# WHAT YOU HAVE TO DO
Gather every line holding the string "with".

# COLLECTED DATA
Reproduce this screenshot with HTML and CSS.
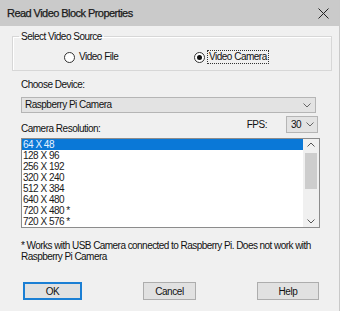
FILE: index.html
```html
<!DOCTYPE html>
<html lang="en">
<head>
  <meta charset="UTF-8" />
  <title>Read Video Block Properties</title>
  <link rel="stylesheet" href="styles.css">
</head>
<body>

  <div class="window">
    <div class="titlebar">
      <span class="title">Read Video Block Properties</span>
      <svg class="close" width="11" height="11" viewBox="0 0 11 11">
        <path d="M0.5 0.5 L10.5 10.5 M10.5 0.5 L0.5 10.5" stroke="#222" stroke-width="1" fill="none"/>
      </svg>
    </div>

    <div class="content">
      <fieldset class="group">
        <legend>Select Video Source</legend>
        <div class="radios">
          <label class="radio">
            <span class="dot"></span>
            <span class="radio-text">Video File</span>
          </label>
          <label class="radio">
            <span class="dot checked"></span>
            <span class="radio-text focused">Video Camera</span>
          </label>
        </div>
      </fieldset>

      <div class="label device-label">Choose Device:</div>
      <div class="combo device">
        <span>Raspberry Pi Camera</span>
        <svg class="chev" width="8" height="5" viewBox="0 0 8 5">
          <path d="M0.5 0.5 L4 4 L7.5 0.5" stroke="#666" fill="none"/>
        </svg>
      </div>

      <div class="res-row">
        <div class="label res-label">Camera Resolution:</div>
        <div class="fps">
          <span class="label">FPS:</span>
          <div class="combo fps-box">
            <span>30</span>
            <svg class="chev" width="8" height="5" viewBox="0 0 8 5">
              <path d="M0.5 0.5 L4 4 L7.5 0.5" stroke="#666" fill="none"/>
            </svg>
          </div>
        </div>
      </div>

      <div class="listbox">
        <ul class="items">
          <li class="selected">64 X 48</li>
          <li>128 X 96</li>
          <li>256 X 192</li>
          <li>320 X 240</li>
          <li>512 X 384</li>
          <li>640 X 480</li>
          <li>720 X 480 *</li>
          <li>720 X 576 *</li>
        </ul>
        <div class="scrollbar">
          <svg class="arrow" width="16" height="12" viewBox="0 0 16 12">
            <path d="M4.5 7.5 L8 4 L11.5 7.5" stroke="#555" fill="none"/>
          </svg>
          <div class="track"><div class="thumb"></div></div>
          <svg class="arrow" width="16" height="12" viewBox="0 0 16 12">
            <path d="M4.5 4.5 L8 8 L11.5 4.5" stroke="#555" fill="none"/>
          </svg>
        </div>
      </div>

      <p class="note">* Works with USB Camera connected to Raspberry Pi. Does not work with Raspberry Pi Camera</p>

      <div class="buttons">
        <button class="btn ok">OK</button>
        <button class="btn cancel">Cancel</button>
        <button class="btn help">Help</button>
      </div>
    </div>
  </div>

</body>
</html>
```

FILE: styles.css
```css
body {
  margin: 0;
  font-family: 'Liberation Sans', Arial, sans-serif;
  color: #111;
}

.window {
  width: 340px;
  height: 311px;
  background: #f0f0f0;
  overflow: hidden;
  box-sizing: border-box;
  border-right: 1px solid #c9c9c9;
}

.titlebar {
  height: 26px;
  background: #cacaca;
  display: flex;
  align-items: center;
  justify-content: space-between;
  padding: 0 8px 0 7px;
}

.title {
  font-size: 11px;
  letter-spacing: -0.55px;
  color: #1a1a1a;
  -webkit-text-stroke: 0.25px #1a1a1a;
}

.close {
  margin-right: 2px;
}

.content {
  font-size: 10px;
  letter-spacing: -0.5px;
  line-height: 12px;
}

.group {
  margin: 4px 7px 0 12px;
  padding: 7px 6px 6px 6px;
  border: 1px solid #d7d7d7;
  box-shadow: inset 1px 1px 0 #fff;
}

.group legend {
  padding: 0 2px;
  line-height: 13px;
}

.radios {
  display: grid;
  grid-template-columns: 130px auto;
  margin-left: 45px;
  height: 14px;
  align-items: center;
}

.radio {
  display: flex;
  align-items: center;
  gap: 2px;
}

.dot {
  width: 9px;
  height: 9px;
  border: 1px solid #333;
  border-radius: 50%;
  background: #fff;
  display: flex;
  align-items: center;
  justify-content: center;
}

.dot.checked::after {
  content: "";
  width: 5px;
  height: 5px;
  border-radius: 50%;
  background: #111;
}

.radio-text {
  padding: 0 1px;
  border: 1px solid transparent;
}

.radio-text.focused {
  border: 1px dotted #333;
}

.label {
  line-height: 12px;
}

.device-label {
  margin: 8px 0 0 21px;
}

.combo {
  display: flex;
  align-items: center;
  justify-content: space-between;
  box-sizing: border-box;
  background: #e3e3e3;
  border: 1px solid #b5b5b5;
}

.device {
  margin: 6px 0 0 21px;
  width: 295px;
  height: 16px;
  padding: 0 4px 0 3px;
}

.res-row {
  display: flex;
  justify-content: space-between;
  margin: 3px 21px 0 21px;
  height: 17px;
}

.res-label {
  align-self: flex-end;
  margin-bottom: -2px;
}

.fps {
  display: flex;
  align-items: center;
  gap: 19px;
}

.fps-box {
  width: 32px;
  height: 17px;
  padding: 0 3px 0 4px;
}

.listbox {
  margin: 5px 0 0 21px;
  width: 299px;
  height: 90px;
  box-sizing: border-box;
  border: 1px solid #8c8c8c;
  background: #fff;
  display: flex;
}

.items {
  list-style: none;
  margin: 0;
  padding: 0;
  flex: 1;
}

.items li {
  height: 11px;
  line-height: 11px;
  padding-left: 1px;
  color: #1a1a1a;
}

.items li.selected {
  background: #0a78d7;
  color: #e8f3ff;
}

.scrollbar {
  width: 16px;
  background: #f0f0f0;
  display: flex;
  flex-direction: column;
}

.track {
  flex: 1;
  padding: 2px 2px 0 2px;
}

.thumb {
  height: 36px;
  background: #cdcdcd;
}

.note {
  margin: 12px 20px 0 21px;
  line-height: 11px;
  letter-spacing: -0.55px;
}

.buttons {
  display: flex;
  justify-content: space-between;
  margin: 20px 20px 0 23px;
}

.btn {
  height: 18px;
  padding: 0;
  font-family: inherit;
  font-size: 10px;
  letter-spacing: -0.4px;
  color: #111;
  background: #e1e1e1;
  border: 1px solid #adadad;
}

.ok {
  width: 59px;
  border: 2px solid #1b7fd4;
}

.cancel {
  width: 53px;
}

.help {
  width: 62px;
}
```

# TASK SOLUTION
Reproduce this screenshot with HTML and CSS.
      <p class="note">* Works with USB Camera connected to Raspberry Pi. Does not work with Raspberry Pi Camera</p>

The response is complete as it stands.